REQUIRED WORK:
The required output is the block of lines from the line with "Write the React, TypeScript" to the line with "const headers = ['对比项目', '良性瘤', '恶性瘤']", endpoints included and pictures omitted.

···

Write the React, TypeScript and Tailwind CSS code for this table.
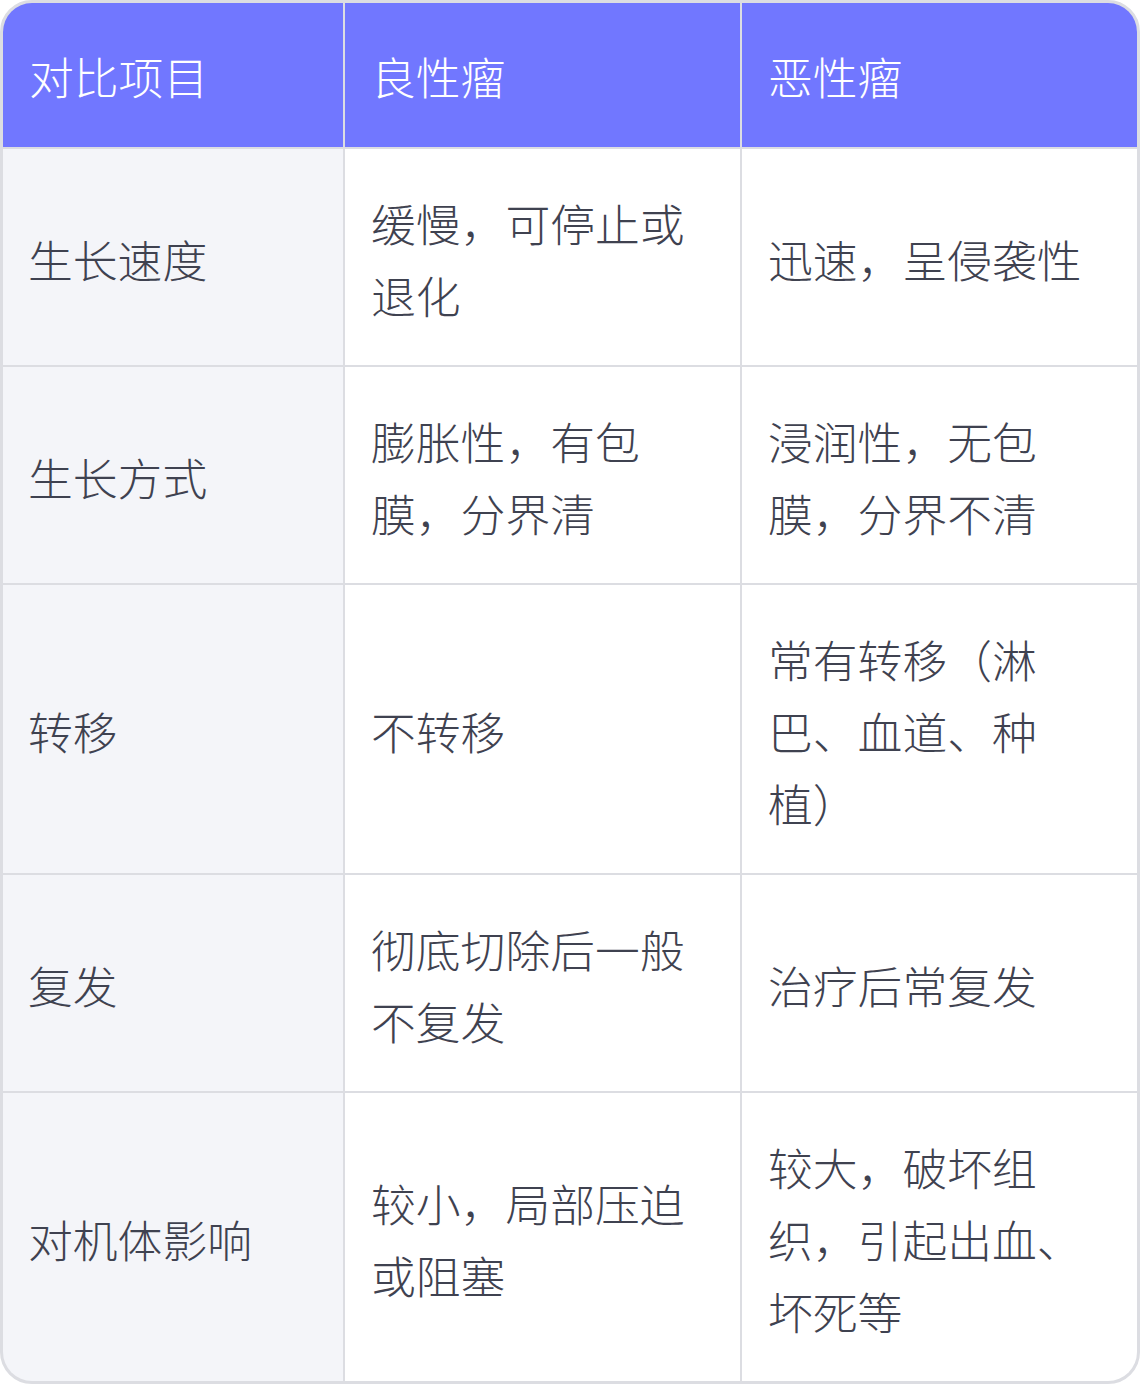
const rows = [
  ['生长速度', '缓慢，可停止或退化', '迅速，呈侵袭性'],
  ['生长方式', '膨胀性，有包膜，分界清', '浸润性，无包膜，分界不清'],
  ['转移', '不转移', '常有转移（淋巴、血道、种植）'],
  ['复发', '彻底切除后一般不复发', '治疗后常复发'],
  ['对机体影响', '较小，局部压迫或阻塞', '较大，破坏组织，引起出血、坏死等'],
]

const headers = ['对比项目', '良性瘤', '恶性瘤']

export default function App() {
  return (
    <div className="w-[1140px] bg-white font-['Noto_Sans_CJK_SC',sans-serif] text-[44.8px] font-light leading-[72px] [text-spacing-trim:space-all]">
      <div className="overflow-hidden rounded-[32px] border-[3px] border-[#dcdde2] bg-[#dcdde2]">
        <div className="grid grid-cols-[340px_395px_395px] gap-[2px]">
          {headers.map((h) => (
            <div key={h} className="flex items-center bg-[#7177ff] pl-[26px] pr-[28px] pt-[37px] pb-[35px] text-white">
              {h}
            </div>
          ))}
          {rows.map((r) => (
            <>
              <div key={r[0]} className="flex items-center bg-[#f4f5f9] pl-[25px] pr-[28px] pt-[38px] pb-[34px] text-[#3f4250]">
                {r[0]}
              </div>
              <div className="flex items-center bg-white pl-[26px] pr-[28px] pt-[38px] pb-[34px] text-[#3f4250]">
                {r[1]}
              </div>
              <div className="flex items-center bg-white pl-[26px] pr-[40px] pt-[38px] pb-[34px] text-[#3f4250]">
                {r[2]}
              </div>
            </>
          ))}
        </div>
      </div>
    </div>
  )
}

···

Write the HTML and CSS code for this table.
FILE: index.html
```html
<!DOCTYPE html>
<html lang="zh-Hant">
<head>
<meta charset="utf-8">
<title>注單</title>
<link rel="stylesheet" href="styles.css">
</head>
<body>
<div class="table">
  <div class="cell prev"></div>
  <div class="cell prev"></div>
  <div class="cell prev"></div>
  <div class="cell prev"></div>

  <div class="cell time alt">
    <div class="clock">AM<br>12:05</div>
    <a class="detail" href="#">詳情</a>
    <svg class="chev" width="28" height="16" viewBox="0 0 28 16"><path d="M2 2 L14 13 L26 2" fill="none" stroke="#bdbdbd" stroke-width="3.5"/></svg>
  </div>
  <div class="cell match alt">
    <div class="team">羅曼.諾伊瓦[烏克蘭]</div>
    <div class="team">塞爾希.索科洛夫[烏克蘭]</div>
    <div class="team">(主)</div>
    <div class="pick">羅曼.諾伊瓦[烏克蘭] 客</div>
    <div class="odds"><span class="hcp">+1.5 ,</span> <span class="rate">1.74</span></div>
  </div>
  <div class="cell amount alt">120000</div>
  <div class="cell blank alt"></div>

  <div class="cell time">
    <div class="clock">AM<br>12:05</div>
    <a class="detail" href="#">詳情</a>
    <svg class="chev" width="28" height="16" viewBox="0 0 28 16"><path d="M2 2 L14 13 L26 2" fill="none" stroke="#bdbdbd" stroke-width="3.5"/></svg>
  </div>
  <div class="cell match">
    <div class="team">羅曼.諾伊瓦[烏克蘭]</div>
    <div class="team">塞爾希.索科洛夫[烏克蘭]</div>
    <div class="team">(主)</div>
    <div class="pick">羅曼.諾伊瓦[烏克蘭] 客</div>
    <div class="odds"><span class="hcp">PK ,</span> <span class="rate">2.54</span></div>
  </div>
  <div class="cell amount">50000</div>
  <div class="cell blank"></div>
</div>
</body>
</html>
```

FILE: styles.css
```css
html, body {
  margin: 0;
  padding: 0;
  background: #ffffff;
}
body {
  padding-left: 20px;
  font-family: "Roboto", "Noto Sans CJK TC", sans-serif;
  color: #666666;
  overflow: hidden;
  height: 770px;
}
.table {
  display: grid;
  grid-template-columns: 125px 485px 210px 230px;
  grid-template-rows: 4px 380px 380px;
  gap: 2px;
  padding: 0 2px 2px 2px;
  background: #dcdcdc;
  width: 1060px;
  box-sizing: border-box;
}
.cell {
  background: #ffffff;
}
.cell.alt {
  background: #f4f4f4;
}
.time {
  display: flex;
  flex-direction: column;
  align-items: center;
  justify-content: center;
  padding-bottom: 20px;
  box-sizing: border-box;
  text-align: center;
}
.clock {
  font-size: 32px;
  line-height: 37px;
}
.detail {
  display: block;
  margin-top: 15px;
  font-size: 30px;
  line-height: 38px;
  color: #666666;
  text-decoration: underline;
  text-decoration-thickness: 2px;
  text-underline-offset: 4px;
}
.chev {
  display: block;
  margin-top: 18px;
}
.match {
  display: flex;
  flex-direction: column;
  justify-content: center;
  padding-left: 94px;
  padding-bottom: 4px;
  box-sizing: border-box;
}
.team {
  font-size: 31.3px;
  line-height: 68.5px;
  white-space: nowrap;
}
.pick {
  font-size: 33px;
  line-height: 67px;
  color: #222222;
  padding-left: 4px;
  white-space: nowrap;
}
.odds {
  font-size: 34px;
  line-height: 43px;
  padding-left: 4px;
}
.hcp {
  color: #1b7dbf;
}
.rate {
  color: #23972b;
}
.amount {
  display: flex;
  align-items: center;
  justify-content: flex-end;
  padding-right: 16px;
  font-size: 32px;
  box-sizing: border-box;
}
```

···

FINAL ANSWER:
Write the React, TypeScript and Tailwind CSS code for this table.
const rows = [
  ['生长速度', '缓慢，可停止或退化', '迅速，呈侵袭性'],
  ['生长方式', '膨胀性，有包膜，分界清', '浸润性，无包膜，分界不清'],
  ['转移', '不转移', '常有转移（淋巴、血道、种植）'],
  ['复发', '彻底切除后一般不复发', '治疗后常复发'],
  ['对机体影响', '较小，局部压迫或阻塞', '较大，破坏组织，引起出血、坏死等'],
]

const headers = ['对比项目', '良性瘤', '恶性瘤']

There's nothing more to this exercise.